Somehow it is stacking the columns for each month with all of the data across the years. Ideally the date would be along the x-axis spanning many years (I think the dataset is from 2000-2015...), and different colors depending on if salesdiff is higher or lower. You are all awesome, and I would welcome ANY advice!!!!

2

There are 2 answers

1
Marcus Campbell On BEST ANSWER

Probably the main issue here is that geom_col() will not take on different aesthetic properties unless you explicitly tell it to. One way to get what you want is to use two calls to geom_col() to create two different bar charts that will be combined together in two different layers. Also, you're going to need to create date information which can be easily passed to ggplot(); I use the lubridate() package for this task.

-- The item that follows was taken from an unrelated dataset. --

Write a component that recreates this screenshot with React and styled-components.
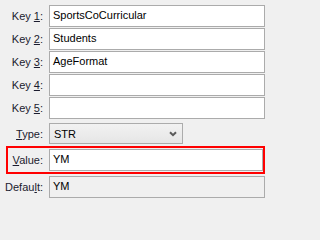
import React from 'react';
import styled, { createGlobalStyle } from 'styled-components';

const GlobalStyle = createGlobalStyle`
  html, body {
    margin: 0;
    padding: 0;
    background: #f0f0f0;
  }
  body {
    font-family: "Liberation Sans", Arial, sans-serif;
    font-size: 11px;
    color: #000;
  }
`;

const keys = ['SportsCoCurricular', 'Students', 'AgeFormat', '', ''];

function Label({ text, mnemonic }) {
  const i = text.indexOf(mnemonic);
  return (
    <StyledLabel>
      {text.slice(0, i)}
      <u>{mnemonic}</u>
      {text.slice(i + 1)}:
    </StyledLabel>
  );
}

function App() {
  return (
    <>
      <GlobalStyle />
      <StyledForm>
        <StyledKeys>
          {keys.map((v, i) => (
            <StyledRow key={i}>
              <Label text={`Key ${i + 1}`} mnemonic={`${i + 1}`} />
              <StyledInput>{v}</StyledInput>
            </StyledRow>
          ))}
        </StyledKeys>
        <StyledRow $top={4}>
          <Label text="Type" mnemonic="T" />
          <StyledSelect>
            <span>STR</span>
            <svg width="8" height="6" viewBox="0 0 8 6">
              <path d="M1 1.2 L4 4.2 L7 1.2" fill="none" stroke="#5a5a5a" strokeWidth="2" />
            </svg>
          </StyledSelect>
        </StyledRow>
        <StyledHighlight>
          <StyledRow $label={35}>
            <Label text="Value" mnemonic="V" />
            <StyledInput>YM</StyledInput>
          </StyledRow>
        </StyledHighlight>
        <StyledRow $top={2}>
          <Label text="Default" mnemonic="l" />
          <StyledInput $readOnly>YM</StyledInput>
        </StyledRow>
      </StyledForm>
    </>
  );
}

const StyledForm = styled.div`
  box-sizing: border-box;
  width: 265px;
  height: 202px;
  display: flex;
  flex-direction: column;
  padding: 5px 0 0 0;
`;
const StyledKeys = styled.div`
  display: flex;
  flex-direction: column;
  gap: 1px;
`;
const StyledRow = styled.div`
  display: grid;
  grid-template-columns: ${(p) => p.$label || 43}px 1fr;
  column-gap: 6px;
  align-items: center;
  margin-top: ${(p) => p.$top || 0}px;
`;
const StyledLabel = styled.label`
  text-align: right;
  white-space: nowrap;
  color: #1b1b2e;
  u {
    text-underline-offset: 1px;
  }
`;
const StyledInput = styled.div`
  box-sizing: border-box;
  height: 22px;
  line-height: 18px;
  padding: 0 3px;
  border: 1px solid #ababab;
  box-shadow: inset 0 0 0 1px ${(p) => (p.$readOnly ? '#f0f0f0' : '#fff')};
  background: ${(p) => (p.$readOnly ? '#f0f0f0' : '#fff')};
  white-space: nowrap;
  overflow: hidden;
`;
const StyledSelect = styled.div`
  box-sizing: border-box;
  width: 134px;
  height: 21px;
  display: flex;
  align-items: center;
  justify-content: space-between;
  padding: 0 5px 0 4px;
  border: 1px solid #acacac;
  background: linear-gradient(#f2f2f2, #e6e6e6);
`;
const StyledHighlight = styled.div`
  margin: 2px 0 0 6px;
  border: 2px solid #f00;
  padding: 1px 0 1px 0;
`;

export default App;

Note that we combine the "month" and "year" columns here, and then useymd() to obtain date values. I chose not to convert the double valued "date" column in txhousing using something like date_decimal(), because sometimes it can confuse February and January months (e.g. Feb 1 gets "rounded down" to Jan 31).

I decided to plot a subset of the txhousing dataset, which is a lot more convenient to display for teaching purposes.

Code:

library("tidyverse")
library("ggplot2")

# subset txhousing to just years >= 2011, and calculate nested means and dates
housing_df <- filter(txhousing, year >= 2011) %>%
  group_by(year, month) %>%
  summarise(monthly_mean = mean(sales, na.rm = TRUE),
            date = first(date)) %>%
  mutate(yearmon = paste(year, month, sep = "-"),
         date = ymd(yearmon, truncated = 1), # create date column
         salesdiff = monthly_mean - mean(monthly_mean), # monthly deviation
         higherlower = case_when(salesdiff >= 0 ~ "higher", # for fill aes later
                                 salesdiff < 0 ~ "lower"))

ggplot(data = housing_df, aes(x = date, y = salesdiff, fill = as.factor(higherlower))) +
  geom_col() +
  scale_x_date(date_breaks = "6 months",
               date_labels = "%b-%Y") +
  scale_fill_manual(values = c("higher" = "blue", "lower" = "red")) +
  theme_bw()+
  theme(legend.position = "none") # remove legend

Plot:

enter image description here

You can see the periodic behaviour here nicely; an increase in sales appears to occur every spring, with sales decreasing during the fall and winter months. Do keep in mind that you might want to reverse the colours I assigned if you want to use this code for temperature data! This was a fun one - good luck, and happy plotting!

0
RLave On

Something like this should work?

Basically you need to create a binary variable that lets you change the color (fill) if salesdiff is positive or negative, called below factordiff.

Plus you needed a date variable for month and year combined.

library(ggplot2)
library(dplyr)

df3$factordiff <- ifelse(df3$salesdiff>0, 1, 0) # factor variable for colors

df3 <- df3 %>% 
  mutate(date = paste0(year,"-", month), # this builds date like "2001-1"
         date = format(date, format="%Y-%m")) # here we create the correct date format

#plot deviations
ggplot(df3,aes(x=date,y=salesdiff, fill = as.factor(factordiff))) +
  geom_col()

enter image description here

Of course this results in a hard to read plot because you have lots of dates, you can subset it and show only a restricted time:

df3 %>% 
  filter(date >= "2014-1") %>% # we filter our data from 2014
  ggplot(aes(x=date,y=salesdiff, fill = as.factor(factordiff))) +
  geom_col() +
  theme(axis.text.x = element_text(angle = 45, hjust = 1)) # adds label rotation

enter image description here